O caminho do regresso à barbárie: 2. A nova barbárie e a sua gestão pelo neoliberalismo
No último artigo (Mensageiro, 14-07, O caminho do regresso à barbárie: 1. A Desconstrução do Estado de Direito Democrático e Social), propusemo-nos reflectir sobre os apelos à desregulação do Estado e da Sociedade pelos arautos do neoliberalismo, a fim de instalarem um Estado Mínimo e quase anómico (sem Lei), para que o livre jogo do mercado e da concorrência permita o triunfo dos mais fortes (os mais ricos, os mais cultos e os mais próximos do poder, na definição de Max Weber ou ainda do conjunto destes e dos mais aventureiros, na definição de Friederich Nietzsche e de Joseph Shumpeter), e a instituição de novas regras políticas e sociais, baseadas nestas qualidades e na auto-regulação do mercado.
Na prática, estas novas regras conduziram, para já, e continuarão a conduzir, à nova barbárie, expressa na precarização do emprego e desemprego em massa, na desvalorização das qualificações escolares, na destruição das condições de estabilidade para o estabelecimento de laços familiares, na desvalorização dos factores de identidade cultural e social como a religião e os valores nacionais, na não existência de um local de trabalho porque podem ser todos, no mundo, na veiculação de uma ideologia de liberdade de realização pessoal fora de qualquer quadro regulador, a qual só despersonaliza os indivíduos e os torna extremamente frágeis às manipulações ideológicas e culturais.
Paradoxalmente, esta nova ideologia da liberdade produziu os maiores aprisionamentos do pensamento e da criatividade.
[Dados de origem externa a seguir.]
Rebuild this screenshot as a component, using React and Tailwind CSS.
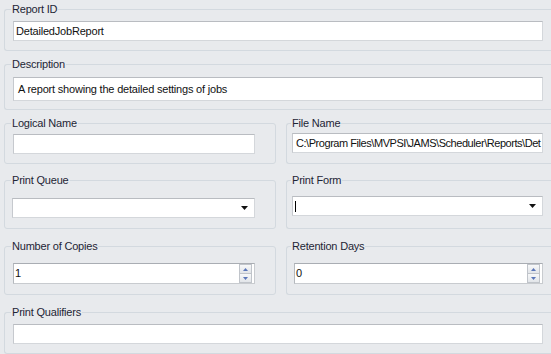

O que vemos hoje são hordas de jovens e de pessoas, levados em grupos para discotecas, centros comerciais e outros lugares, sem saberem sequer ao que vão. Vão para onde as manipulações das televisões e das redes sociais os levam, sem outras motivações que não sejam a vontade inconsciente de matar a solidão interior e de pertencer a um grupo. As pessoas vivem na maior solidão.
Por que aconteceu tudo isto? Aconteceu por uma integração dialéctica dos movimentos económicos, culturais e políticos dos Séculos XIX e XX, em que as novas ideologias integraram os elementos das anteriores pelo menos para se legitimarem no plano da propaganda. Por exemplo, o neoliberalismo, mais difundido a partir de meados da década de 70 do Século XX, reclamou para si, no plano social, todos os direitos das mulheres, das minorias, todos os direitos dos cidadãos, até mesmo ideais de discriminação positiva das sociedades sociais-democratas, da igualdade social e do multiculturalismo.
Porém, na prática, o que prevaleceu foi a concorrência económica, o assalto aos financiamentos do Estado por parte dos grupos económicos mais poderosos, reclamando mais privatizações, menos impostos e condições de trabalho mais flexíveis em torno dos direitos dos trabalhadores, produzindo e consolidando a nova barbárie.
Até onde nos levará esta nova barbárie? Certamente à tragédia social, até que um novo contrário se apresente na lógica dialéctica histórica como alternativa e como oposição. De momento, os cidadãos estão sós, vítimas de um único poder. Pode ser um período trágico na história mundial.